Sorry folks but while the USD is due for a counter-trend rebound the long term trend towards a loss of purchasing power will still stay intact. I would still hedge my bets and load up with gold. If the economy collapses gold should do well and purchasing power will rise. If we get a high inflation rate as foreigners refuse to lend to the US government and the bonds are purchased by newly printed cash that is created out of thin air it will also do well.
Frankly, the record of fiat currencies is not a good one and holding cash or bonds is too dangerous at this time.
the money supply is controlled by bank lending.
bank lending has collapsed.
this is a much more serious financial trainwreck than people realize.
The value of the dollar is relative to other currencies.

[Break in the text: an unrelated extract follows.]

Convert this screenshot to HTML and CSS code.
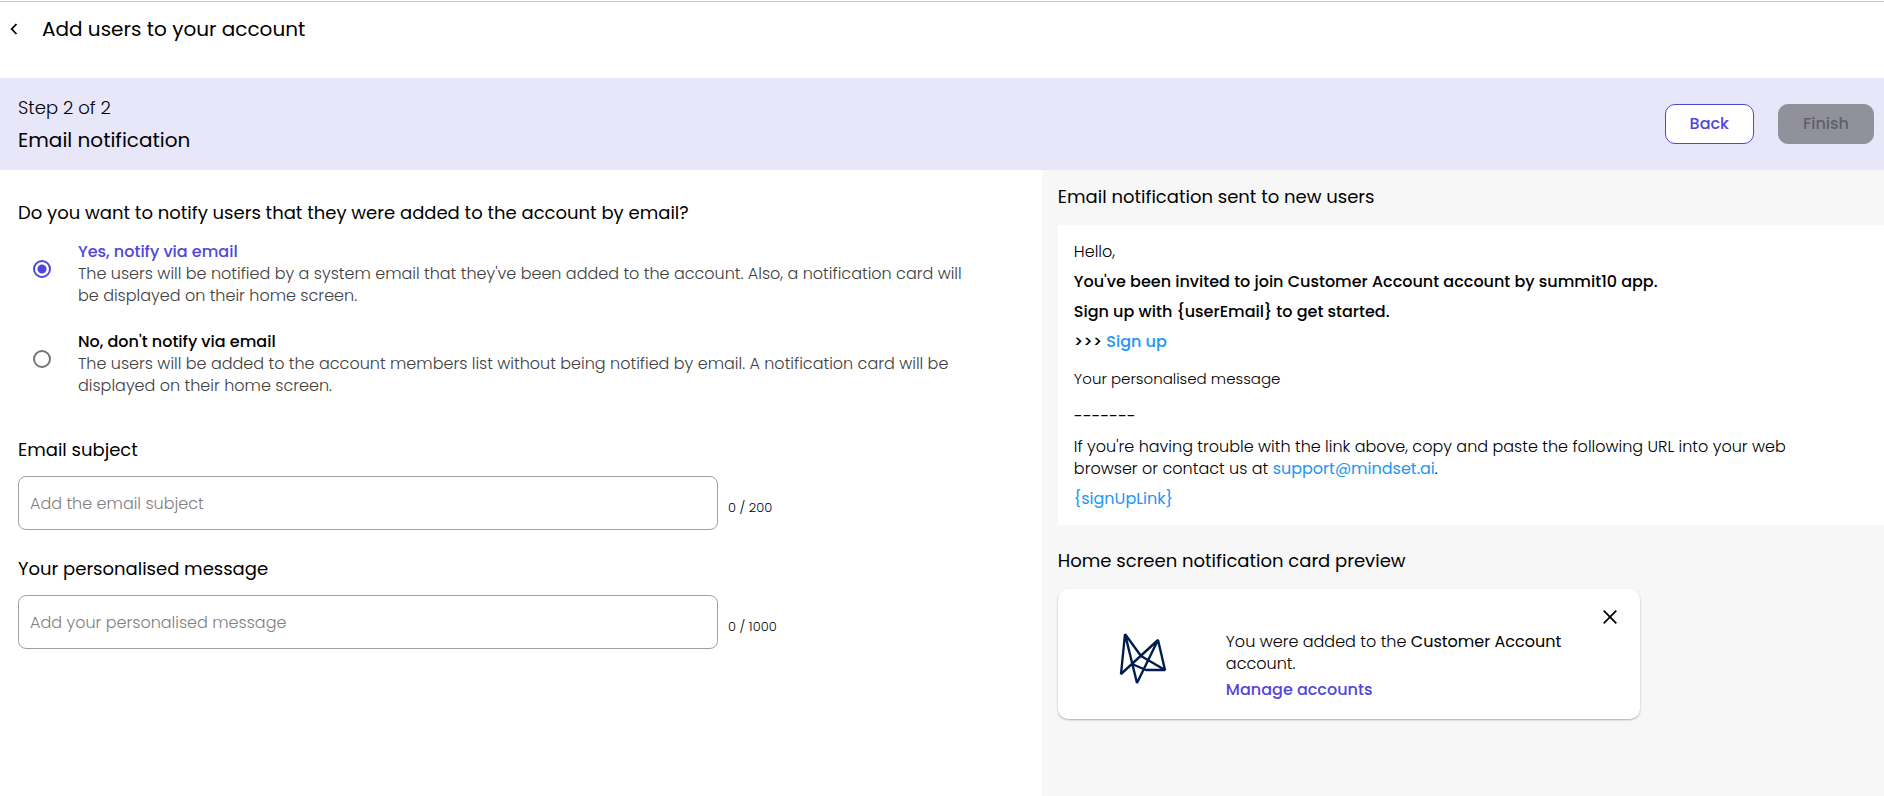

Japan had a monetary quantitative easing and massive fiscal spending (where its debt to GDP ratio rose to second in the world after Zimbabwe). Yet, its inflation rate was slightly more than zero, while the yen appreciated.
Consumer borrowing falls sharply in November
By Martin Crutsinger, AP Economics Writer January 8, 2010
WASHINGTON (AP) -- Americans borrowed less for a 10th consecutive month in November with total credit and borrowing on credit cards falling by the largest amounts on records going back nearly seven decades.
Even consumers who would like to increase their borrowing are finding it hard to get credit at banks. Many banks, hit by the worst financial crisis since the 1930s, have tightened lending standards.
"With consumers facing difficult labor market conditions and tight credit conditions, downward pressures on credit are likely to remain strong and improvements will be very gradual," Gregory Daco, an economist at IHS Global Insight, wrote in a research note.
The drop in overall credit for 10 straight months was a record in terms of consecutive declines, surpassing the old mark of seven straight declines set in 1943 and again in 1991.
Borrowing in the category that includes credit cards has fallen for 14 straight months, also a record.